**WRITTEN TASK**.
Among the entries below, copy only the span from the line containing "Convert this screenshot" through the line containing "import React from". Do so exactly, and skip the pictures.

**DATA FOR THIS EXERCISE**.
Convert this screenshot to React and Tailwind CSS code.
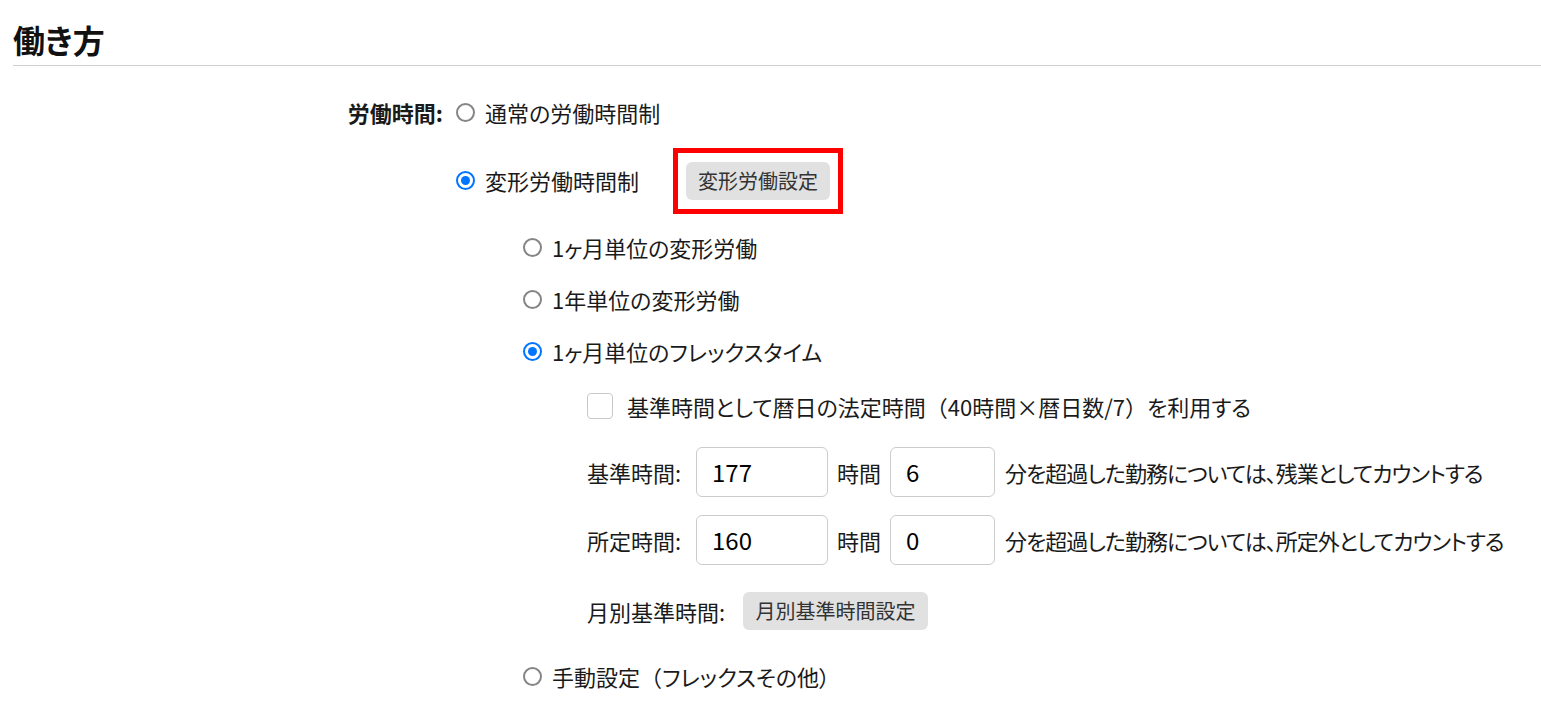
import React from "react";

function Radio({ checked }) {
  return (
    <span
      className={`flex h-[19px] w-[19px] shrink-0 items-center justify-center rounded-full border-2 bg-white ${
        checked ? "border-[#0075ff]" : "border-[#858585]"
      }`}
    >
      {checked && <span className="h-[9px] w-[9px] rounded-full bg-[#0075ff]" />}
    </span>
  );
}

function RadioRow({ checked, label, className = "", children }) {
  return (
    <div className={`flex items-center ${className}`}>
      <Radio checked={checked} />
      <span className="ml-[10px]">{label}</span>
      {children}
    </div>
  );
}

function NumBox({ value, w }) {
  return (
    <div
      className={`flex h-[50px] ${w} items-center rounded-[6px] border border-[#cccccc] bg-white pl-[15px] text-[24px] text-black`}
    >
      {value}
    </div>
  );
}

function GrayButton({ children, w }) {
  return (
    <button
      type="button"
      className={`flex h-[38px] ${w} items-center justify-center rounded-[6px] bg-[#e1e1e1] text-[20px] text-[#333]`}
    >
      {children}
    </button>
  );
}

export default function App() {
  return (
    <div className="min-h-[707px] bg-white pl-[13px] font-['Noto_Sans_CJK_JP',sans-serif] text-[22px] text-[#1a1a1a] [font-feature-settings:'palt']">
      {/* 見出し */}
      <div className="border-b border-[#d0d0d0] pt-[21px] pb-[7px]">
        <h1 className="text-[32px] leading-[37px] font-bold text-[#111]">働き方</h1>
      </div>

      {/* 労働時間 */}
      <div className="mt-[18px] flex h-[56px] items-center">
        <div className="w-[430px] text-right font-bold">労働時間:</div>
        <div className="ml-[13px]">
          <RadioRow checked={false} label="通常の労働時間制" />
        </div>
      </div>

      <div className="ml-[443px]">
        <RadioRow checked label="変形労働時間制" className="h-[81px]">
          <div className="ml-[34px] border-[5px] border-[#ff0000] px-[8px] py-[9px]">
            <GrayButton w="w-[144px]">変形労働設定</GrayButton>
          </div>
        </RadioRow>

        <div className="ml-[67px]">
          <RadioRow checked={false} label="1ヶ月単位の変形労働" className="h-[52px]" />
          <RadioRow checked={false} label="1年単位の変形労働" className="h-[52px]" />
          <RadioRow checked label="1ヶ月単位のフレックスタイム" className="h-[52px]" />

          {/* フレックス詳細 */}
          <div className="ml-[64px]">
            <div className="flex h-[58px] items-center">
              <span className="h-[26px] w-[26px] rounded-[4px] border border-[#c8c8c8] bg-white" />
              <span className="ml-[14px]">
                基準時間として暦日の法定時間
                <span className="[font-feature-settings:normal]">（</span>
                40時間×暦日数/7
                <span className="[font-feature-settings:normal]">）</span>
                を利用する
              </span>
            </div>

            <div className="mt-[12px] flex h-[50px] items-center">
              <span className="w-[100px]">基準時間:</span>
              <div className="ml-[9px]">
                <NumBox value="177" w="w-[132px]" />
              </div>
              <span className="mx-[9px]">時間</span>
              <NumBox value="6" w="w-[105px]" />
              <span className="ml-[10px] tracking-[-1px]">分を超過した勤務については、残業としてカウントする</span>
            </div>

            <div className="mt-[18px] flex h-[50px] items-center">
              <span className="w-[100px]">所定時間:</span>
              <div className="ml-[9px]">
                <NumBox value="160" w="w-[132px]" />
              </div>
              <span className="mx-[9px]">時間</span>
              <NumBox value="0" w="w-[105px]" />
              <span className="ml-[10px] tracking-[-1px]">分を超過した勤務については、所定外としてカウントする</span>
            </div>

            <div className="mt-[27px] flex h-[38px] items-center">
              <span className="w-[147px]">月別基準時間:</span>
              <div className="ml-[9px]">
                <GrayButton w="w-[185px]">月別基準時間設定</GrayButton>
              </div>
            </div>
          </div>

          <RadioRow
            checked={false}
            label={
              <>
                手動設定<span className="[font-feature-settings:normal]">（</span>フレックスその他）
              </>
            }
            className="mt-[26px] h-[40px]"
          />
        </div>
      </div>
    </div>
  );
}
* * *
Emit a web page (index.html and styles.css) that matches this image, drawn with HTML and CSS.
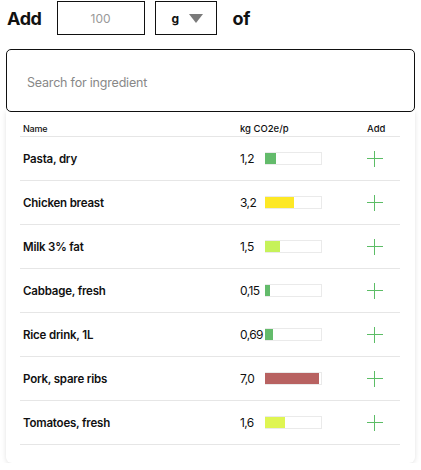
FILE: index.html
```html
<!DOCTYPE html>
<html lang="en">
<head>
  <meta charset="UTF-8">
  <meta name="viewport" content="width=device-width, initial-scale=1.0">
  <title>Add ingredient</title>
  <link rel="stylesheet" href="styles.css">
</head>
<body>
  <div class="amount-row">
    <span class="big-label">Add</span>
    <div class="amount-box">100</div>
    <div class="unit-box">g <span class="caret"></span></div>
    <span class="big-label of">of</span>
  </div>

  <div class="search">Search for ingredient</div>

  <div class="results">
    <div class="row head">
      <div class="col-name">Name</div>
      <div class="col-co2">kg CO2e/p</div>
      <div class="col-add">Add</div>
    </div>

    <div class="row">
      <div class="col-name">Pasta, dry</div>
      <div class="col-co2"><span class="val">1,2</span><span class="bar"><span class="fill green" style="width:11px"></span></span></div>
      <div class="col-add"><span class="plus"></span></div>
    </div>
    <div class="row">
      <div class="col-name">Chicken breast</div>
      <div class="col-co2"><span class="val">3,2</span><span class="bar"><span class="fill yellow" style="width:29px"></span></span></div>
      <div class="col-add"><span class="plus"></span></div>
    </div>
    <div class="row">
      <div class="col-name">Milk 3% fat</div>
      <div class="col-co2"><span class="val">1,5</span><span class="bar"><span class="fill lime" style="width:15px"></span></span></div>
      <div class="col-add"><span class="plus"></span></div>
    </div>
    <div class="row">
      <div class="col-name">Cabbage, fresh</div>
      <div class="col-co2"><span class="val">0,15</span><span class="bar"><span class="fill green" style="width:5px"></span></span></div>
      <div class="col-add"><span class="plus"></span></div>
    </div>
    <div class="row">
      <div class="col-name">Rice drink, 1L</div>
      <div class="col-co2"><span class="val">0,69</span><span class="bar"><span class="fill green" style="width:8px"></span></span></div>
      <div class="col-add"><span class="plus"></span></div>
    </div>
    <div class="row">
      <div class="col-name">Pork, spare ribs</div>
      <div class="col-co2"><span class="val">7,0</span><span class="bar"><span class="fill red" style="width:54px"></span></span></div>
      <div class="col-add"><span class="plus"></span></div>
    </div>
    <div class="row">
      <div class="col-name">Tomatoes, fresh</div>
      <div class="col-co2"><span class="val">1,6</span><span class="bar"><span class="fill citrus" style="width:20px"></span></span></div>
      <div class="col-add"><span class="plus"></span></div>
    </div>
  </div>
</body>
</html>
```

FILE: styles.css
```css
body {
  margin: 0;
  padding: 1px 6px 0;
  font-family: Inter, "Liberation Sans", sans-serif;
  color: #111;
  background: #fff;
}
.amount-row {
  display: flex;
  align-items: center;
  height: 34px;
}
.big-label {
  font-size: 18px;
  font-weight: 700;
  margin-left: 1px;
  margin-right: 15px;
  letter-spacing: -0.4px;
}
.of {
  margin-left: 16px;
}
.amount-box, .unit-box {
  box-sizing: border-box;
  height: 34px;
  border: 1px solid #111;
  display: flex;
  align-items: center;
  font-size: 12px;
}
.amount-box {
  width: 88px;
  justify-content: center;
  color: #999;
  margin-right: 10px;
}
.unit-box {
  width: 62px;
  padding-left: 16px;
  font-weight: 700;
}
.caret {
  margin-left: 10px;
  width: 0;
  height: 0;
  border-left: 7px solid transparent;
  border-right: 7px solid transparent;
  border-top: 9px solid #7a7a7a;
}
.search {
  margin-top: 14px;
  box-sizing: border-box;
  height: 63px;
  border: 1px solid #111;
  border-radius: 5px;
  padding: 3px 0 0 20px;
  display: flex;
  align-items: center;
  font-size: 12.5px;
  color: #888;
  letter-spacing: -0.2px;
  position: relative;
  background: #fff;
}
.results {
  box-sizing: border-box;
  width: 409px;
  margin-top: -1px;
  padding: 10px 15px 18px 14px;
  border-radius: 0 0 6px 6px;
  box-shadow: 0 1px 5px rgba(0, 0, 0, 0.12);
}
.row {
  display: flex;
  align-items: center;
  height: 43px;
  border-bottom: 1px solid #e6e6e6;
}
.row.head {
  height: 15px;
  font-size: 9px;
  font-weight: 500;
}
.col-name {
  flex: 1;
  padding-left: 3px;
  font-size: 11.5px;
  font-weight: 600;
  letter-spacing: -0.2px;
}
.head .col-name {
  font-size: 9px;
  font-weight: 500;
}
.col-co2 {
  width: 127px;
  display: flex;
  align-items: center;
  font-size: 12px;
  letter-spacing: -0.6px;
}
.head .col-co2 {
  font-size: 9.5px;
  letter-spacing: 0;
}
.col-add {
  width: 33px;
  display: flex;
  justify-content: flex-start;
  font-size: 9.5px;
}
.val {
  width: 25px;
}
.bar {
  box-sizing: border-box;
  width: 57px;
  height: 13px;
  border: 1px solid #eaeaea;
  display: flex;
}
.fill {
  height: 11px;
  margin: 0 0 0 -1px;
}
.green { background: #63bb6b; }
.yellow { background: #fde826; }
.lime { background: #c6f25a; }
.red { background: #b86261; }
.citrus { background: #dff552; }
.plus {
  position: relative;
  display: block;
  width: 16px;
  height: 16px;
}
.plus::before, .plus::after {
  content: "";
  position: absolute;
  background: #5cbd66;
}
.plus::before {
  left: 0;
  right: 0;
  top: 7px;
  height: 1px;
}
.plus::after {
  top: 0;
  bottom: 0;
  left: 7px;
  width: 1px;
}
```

**FINISHED ANSWER**.
Convert this screenshot to React and Tailwind CSS code.
import React from "react";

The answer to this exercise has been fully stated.